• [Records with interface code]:
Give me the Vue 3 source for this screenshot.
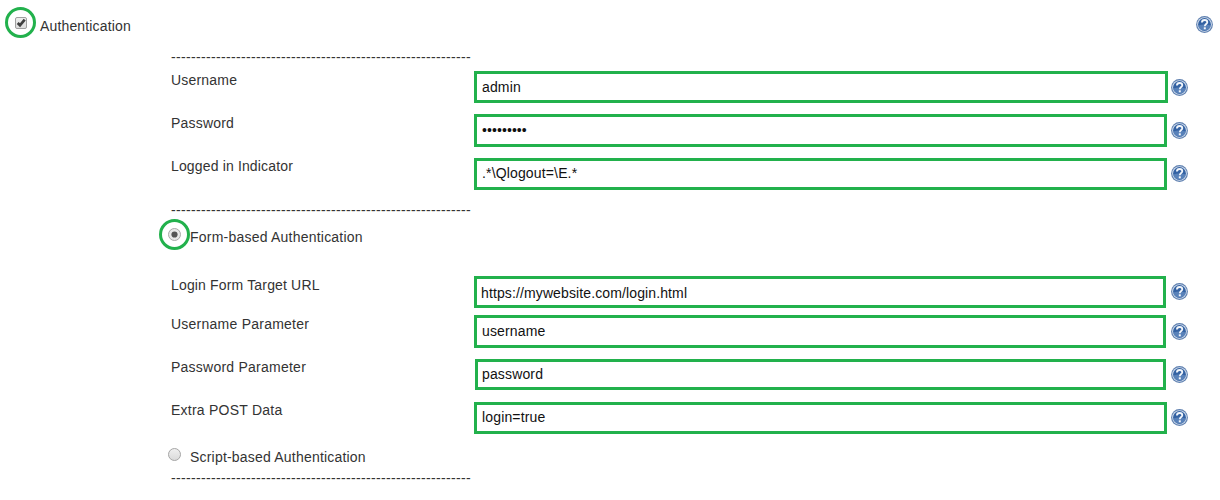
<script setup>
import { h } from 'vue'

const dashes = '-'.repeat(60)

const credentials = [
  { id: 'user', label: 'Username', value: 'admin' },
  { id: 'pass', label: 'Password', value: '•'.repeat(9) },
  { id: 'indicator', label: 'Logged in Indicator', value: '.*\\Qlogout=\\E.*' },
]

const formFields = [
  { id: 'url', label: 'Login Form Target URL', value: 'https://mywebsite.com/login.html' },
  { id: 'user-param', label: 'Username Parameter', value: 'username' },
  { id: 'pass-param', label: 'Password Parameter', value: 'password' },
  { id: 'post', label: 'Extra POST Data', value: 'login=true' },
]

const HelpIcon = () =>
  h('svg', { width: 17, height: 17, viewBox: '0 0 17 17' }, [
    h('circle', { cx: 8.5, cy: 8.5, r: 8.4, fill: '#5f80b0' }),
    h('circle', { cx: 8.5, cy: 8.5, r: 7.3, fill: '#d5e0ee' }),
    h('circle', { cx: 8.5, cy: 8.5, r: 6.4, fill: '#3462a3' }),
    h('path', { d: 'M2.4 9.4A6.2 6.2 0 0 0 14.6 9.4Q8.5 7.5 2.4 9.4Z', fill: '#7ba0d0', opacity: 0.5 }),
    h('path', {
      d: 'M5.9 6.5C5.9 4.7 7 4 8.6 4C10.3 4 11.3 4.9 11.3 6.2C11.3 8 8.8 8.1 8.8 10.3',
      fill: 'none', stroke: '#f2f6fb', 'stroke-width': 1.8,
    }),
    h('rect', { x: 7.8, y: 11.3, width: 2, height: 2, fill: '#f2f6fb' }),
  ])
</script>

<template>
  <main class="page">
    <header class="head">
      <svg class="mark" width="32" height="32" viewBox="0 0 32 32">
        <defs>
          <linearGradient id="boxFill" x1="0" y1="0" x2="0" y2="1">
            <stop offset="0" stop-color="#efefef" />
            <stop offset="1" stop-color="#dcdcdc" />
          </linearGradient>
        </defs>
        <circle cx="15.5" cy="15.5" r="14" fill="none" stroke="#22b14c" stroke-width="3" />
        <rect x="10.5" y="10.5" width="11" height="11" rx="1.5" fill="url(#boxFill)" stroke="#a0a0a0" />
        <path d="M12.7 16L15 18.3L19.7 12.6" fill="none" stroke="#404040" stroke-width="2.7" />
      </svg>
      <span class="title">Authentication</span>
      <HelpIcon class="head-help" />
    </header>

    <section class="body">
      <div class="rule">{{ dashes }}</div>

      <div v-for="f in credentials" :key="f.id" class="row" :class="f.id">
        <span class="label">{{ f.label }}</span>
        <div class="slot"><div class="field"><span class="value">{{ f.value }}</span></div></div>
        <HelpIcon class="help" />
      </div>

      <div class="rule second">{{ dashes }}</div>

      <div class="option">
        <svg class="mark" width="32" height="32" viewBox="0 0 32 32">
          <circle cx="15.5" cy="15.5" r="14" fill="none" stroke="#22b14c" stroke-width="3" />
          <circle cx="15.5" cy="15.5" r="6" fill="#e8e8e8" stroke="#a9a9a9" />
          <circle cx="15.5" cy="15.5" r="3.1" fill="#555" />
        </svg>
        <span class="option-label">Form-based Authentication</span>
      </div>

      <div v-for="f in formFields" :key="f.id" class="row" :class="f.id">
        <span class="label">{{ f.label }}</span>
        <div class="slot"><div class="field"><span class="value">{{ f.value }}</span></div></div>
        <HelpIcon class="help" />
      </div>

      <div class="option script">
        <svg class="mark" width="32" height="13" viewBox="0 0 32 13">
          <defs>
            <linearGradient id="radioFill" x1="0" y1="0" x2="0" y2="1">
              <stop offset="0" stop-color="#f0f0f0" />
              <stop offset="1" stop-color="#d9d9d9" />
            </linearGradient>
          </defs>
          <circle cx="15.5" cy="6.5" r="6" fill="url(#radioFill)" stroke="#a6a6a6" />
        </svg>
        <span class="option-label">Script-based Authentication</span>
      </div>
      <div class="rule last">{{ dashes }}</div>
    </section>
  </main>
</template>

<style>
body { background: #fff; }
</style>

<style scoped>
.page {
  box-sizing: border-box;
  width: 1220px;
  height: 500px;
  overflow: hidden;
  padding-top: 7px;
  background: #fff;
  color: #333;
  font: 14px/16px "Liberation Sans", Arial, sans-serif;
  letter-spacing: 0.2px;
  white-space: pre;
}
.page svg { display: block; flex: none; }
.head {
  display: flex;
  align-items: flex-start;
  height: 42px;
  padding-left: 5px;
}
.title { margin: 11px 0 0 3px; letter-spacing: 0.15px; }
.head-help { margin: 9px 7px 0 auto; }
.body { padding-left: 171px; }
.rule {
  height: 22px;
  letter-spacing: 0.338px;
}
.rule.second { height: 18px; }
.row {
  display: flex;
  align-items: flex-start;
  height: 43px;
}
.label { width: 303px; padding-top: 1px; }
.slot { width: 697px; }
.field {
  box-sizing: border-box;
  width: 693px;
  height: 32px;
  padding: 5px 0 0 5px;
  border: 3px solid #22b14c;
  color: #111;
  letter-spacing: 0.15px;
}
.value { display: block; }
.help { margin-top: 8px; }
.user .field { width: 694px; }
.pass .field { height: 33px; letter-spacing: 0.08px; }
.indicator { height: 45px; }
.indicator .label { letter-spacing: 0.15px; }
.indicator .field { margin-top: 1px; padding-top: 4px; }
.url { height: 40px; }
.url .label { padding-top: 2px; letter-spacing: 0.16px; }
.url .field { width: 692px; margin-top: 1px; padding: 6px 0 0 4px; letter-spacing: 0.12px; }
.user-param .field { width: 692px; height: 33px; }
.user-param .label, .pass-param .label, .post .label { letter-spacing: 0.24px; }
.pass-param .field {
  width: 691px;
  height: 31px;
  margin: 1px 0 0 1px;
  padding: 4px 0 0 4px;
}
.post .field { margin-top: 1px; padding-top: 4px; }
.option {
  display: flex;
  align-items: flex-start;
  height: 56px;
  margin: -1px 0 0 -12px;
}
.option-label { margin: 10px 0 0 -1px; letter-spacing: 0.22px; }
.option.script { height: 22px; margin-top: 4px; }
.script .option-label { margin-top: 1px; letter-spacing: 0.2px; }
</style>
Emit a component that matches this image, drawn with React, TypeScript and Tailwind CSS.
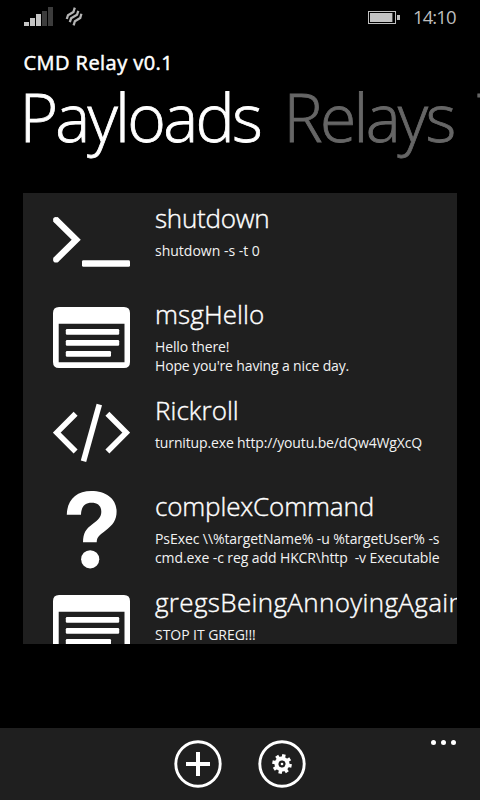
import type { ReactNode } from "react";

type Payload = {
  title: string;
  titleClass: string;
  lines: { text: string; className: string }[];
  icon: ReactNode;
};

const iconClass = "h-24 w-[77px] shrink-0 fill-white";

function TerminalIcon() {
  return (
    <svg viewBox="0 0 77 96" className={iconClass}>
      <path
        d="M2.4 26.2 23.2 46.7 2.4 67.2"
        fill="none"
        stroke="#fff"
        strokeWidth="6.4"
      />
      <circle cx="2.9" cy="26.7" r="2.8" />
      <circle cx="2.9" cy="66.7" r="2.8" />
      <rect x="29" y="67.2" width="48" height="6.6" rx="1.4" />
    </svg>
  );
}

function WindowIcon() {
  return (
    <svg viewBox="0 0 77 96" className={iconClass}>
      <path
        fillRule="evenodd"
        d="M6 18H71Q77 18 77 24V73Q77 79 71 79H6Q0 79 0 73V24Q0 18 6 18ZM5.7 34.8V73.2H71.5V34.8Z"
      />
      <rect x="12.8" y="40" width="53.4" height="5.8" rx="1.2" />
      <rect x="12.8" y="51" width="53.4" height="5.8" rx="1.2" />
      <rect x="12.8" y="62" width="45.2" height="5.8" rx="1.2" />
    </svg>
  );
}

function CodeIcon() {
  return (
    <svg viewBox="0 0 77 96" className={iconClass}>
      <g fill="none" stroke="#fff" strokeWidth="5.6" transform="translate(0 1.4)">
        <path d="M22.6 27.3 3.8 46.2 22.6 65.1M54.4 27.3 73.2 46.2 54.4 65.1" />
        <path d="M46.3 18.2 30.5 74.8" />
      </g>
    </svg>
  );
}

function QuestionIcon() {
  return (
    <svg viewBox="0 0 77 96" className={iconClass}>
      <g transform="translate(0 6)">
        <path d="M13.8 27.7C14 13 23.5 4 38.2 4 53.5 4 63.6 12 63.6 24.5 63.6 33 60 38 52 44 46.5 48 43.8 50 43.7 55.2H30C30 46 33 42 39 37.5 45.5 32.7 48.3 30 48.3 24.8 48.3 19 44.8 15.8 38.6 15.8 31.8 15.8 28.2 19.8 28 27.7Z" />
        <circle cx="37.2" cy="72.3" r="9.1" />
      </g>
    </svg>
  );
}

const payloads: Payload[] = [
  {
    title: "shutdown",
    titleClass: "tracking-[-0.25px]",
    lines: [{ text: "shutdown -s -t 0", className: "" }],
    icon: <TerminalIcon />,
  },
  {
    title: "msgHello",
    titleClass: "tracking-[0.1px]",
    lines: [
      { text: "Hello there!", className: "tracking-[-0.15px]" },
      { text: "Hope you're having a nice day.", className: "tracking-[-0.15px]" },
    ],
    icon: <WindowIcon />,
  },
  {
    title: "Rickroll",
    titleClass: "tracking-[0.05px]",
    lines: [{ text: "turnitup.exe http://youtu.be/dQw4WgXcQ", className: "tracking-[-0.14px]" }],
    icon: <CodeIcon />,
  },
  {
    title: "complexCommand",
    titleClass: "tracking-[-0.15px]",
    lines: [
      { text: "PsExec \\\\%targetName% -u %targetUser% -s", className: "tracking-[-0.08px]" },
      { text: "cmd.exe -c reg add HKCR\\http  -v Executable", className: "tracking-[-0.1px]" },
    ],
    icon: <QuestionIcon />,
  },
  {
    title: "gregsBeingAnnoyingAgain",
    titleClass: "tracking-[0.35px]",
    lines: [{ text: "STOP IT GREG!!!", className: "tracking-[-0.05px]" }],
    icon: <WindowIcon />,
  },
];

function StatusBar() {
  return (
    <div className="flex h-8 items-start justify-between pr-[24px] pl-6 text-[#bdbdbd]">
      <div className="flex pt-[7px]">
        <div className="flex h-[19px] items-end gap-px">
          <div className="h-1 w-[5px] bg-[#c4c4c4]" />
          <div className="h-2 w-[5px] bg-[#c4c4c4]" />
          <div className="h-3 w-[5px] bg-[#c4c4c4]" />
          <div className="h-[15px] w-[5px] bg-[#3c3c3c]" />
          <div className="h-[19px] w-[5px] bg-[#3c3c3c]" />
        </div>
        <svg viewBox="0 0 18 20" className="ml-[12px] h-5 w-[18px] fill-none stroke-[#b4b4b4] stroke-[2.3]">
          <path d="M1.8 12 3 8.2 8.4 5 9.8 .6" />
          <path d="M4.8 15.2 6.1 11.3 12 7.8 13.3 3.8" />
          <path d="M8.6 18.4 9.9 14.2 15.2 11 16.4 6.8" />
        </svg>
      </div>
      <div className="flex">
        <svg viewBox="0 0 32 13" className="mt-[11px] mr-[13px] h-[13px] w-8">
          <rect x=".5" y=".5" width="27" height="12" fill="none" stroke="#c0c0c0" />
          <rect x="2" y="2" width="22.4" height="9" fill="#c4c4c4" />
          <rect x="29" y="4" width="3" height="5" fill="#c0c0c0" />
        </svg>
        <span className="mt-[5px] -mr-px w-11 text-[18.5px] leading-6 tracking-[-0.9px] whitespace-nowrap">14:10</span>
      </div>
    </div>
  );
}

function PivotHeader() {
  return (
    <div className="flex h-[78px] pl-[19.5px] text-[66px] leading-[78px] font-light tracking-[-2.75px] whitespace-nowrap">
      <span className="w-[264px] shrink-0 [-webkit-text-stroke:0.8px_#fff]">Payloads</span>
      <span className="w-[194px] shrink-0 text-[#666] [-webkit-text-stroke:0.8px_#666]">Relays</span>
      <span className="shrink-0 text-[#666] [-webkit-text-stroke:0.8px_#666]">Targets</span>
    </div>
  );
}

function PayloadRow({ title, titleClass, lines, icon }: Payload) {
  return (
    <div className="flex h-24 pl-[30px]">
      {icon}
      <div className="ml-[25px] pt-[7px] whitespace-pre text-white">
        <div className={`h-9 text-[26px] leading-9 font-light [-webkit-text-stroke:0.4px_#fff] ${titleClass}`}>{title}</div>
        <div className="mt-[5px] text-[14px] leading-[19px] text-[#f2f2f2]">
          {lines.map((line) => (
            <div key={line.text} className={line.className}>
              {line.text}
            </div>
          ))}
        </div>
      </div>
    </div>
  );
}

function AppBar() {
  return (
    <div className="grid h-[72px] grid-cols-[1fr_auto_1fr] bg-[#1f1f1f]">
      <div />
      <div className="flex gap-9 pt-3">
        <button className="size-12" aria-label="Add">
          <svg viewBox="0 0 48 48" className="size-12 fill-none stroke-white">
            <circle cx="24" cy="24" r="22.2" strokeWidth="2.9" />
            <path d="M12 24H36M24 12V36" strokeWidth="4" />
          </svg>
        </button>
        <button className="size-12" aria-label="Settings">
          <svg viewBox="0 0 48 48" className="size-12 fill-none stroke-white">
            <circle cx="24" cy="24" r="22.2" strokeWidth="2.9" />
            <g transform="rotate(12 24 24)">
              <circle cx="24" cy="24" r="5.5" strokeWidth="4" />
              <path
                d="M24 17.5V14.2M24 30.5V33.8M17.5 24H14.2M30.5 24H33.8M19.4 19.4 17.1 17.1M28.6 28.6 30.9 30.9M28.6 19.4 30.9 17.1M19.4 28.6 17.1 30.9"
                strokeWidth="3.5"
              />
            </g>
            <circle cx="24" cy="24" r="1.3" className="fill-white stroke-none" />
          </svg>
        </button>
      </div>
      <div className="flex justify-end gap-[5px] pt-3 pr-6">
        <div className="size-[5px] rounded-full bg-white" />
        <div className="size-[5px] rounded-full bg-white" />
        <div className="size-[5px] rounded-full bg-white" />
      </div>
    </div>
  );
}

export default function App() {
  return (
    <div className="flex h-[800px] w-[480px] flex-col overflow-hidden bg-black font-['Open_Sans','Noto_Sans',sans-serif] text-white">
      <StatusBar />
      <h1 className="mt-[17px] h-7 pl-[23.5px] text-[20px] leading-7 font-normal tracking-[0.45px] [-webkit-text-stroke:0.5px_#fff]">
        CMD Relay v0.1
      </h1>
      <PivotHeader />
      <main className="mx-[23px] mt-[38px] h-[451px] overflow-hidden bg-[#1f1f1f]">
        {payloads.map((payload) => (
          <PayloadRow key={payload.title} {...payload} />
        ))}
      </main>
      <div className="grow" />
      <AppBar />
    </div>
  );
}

• [Direction]: Copy every line in the listing above where the string "this" turns up.

• [Correct answer]:
Give me the Vue 3 source for this screenshot.
Emit a component that matches this image, drawn with React, TypeScript and Tailwind CSS.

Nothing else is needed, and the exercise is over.